Virginia Tech generated momentum to start the third quarter. After a Rosier interception on Miami’s first possession of the half, Tech turned it into a touchdown to cut the lead to 14-10. Reggie Floyed intercepted the ball at the Virginia Tech 46 and returned it 37 yards to the Miami 17, where the Hokies scored five plays later on a one-yard run by Jackson.
Tech’s Greg Stroman intercepted Rosier on the next Miami possession, but the Hokies turned it over on downs after driving to the Miami 32 yard line.
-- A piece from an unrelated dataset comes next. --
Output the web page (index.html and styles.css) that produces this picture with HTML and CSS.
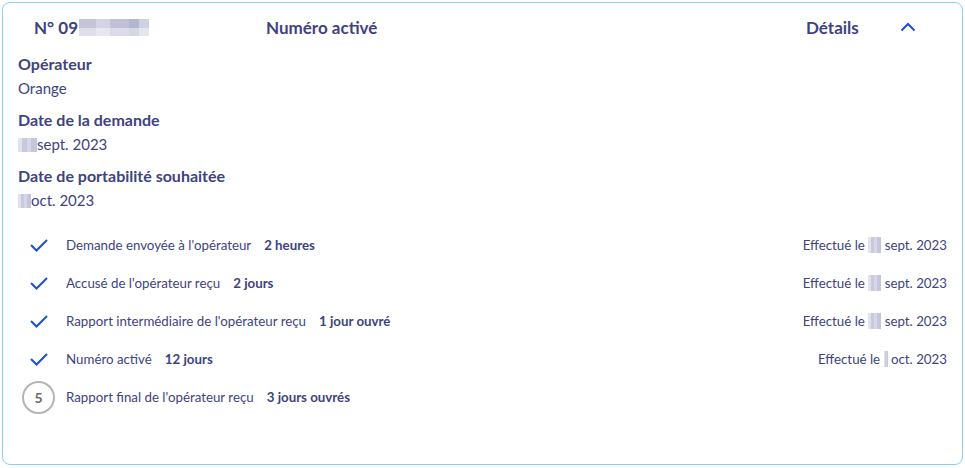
FILE: index.html
```html
<!DOCTYPE html>
<html lang="fr">
<head>
    <meta charset="UTF-8">
    <title>Portabilité</title>
    <link rel="stylesheet" href="styles.css">
</head>
<body>

    <div class="card">
        <!-- Header row -->
        <div class="card-header">
            <div class="number">N° 09<span class="blur blur-number"></span></div>
            <div class="status">Numéro activé</div>
            <div class="details">Détails</div>
            <svg class="chevron" width="16" height="10" viewBox="0 0 16 10">
                <path d="M1.5 8.5 L8 2 L14.5 8.5" fill="none" stroke="#1d4fd8" stroke-width="2"/>
            </svg>
        </div>

        <!-- Infos -->
        <div class="info">
            <div class="info-label">Opérateur</div>
            <div class="info-value">Orange</div>
            <div class="info-label">Date de la demande</div>
            <div class="info-value"><span class="blur blur-day"></span>sept. 2023</div>
            <div class="info-label">Date de portabilité souhaitée</div>
            <div class="info-value"><span class="blur blur-day small"></span>oct. 2023</div>
        </div>

        <!-- Steps -->
        <ul class="steps">
            <li class="step">
                <span class="step-icon"><svg class="check" width="20" height="16" viewBox="0 0 20 16"><path d="M2 8 L7.5 13.5 L18 3" fill="none" stroke="#1d4fd8" stroke-width="2"/></svg></span>
                <span class="step-label">Demande envoyée à l'opérateur</span>
                <span class="step-time">2 heures</span>
                <span class="step-date">Effectué le <span class="blur blur-date"></span> sept. 2023</span>
            </li>
            <li class="step">
                <span class="step-icon"><svg class="check" width="20" height="16" viewBox="0 0 20 16"><path d="M2 8 L7.5 13.5 L18 3" fill="none" stroke="#1d4fd8" stroke-width="2"/></svg></span>
                <span class="step-label">Accusé de l'opérateur reçu</span>
                <span class="step-time">2 jours</span>
                <span class="step-date">Effectué le <span class="blur blur-date"></span> sept. 2023</span>
            </li>
            <li class="step">
                <span class="step-icon"><svg class="check" width="20" height="16" viewBox="0 0 20 16"><path d="M2 8 L7.5 13.5 L18 3" fill="none" stroke="#1d4fd8" stroke-width="2"/></svg></span>
                <span class="step-label">Rapport intermédiaire de l'opérateur reçu</span>
                <span class="step-time">1 jour ouvré</span>
                <span class="step-date">Effectué le <span class="blur blur-date"></span> sept. 2023</span>
            </li>
            <li class="step">
                <span class="step-icon"><svg class="check" width="20" height="16" viewBox="0 0 20 16"><path d="M2 8 L7.5 13.5 L18 3" fill="none" stroke="#1d4fd8" stroke-width="2"/></svg></span>
                <span class="step-label">Numéro activé</span>
                <span class="step-time">12 jours</span>
                <span class="step-date">Effectué le <span class="blur blur-date thin"></span> oct. 2023</span>
            </li>
            <li class="step">
                <span class="step-icon"><span class="step-num">5</span></span>
                <span class="step-label">Rapport final de l'opérateur reçu</span>
                <span class="step-time">3 jours ouvrés</span>
            </li>
        </ul>
    </div>

</body>
</html>
```

FILE: styles.css
```css
/* General Page Styling */
body {
    font-family: Lato, "Noto Sans", sans-serif;
    background-color: #fff;
    color: #3e4380;
    margin: 0;
    padding: 2px;
}

.card {
    height: 463px;
    border: 1px solid #80d3f7;
    border-radius: 8px;
    box-sizing: border-box;
    padding: 0 15px;
}

/* Header */
.card-header {
    display: flex;
    align-items: center;
    height: 48px;
    font-size: 17px;
    font-weight: bold;
}

.number {
    width: 232px;
    padding-left: 16px;
    display: flex;
    align-items: center;
}

.status {
    flex: 1;
}

.details {
    width: 94px;
}

.chevron {
    margin-right: 31px;
}

/* Blurred values */
.blur {
    display: inline-block;
    background:
        linear-gradient(90deg, #e2e2ee 0 20%, #c9c9dc 20% 45%, #d6d6e6 45% 70%, #c4c6dc 70% 100%);
}

.blur-number {
    width: 70px;
    height: 17px;
    margin-left: 1px;
    background:
        linear-gradient(180deg, transparent 0 55%, rgba(255, 255, 255, 0.45) 55% 100%),
        linear-gradient(90deg, #c5c5da 0 25%, #d3d3e3 25% 45%, #c0c0d6 45% 72%, #b3b6cf 72% 86%, #cfd0e1 86% 100%);
}

.blur-day {
    width: 19px;
    height: 14px;
    vertical-align: -2px;
}

.blur-day.small {
    width: 13px;
}

.blur-date {
    width: 13px;
    height: 16px;
    vertical-align: -3px;
}

.blur-date.thin {
    width: 4px;
}

/* Infos */
.info-label {
    font-weight: bold;
    font-size: 16px;
    margin-top: 8px;
    line-height: 24px;
}

.info-label:first-child {
    margin-top: 1px;
}

.info-value {
    font-size: 15px;
    line-height: 24px;
}

/* Steps */
.steps {
    list-style: none;
    margin: 14px 0 0;
    padding: 0;
}

.step {
    display: flex;
    align-items: center;
    height: 38px;
    font-size: 13.3px;
}

.step-icon {
    width: 48px;
    display: flex;
    padding-left: 4px;
    box-sizing: border-box;
}

.check {
    margin-left: 7px;
}

.step-num {
    width: 33px;
    height: 33px;
    border: 2px solid #b4b4b4;
    border-radius: 50%;
    box-sizing: border-box;
    display: flex;
    align-items: center;
    justify-content: center;
    color: #6a6a6a;
    font-weight: bold;
    font-size: 14px;
}

.step-time {
    font-weight: bold;
    margin-left: 13px;
}

.step-date {
    margin-left: auto;
}
```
“We came out, defensively, we came out and what, three picks? That’s huge,” Tech defensive tackle Ricky Walker said. “We put the offense in position. Coach Fuente, he’s the head man, he made his calls and we all, we trust him. I think we had a bad snap on fourth down, but other than that, it’s tough seeing that.”
Miami then scored two touchdowns in three possessions, thanks to a 43-yard touchdown pass to Christopher Herndon and a 13-yard touchdown run by Rosier. The ‘Canes took a 28-10 lead early in the fourth quarter and never looked back.
“Miami did some good things. I think we helped them a little bit, but at the same time you’ve got to give those guys credit,” Foster said. “They executed, we didn’t. When it’s all said and done, that’s the bottom line.”
Virginia Tech’s loss takes them out of contention to win the Coastal Division. The Hokies are now 3-2 in the ACC, with losses to Clemson and Miami. The Hurricanes are now 6-0 in the ACC and hold the tiebreaker over the Hokies. Outside of Miami, the only team with a mathematical chance to win the Coastal Division is Virginia, who stands at 6-3 overall and 3-2 in the ACC. Virginia and Miami play on Nov. 18.
For the Hokies, they still have a chance to win 10 games in consecutive seasons. Virginia Tech, now 7-2 overall, has games remaining against Georgia Tech, Pittsburgh and Virginia. However, only one of those games is at home, with road trips to Atlanta and Charlottesville on tap.
“We’re not worried about that right now,” said defensive tackle Ricky Walker. “We’ve got Georgia Tech this week, away, at their place. It’s going to be another hostile environment. You know how that offense is, so we’ve got to get back to work tomorrow.”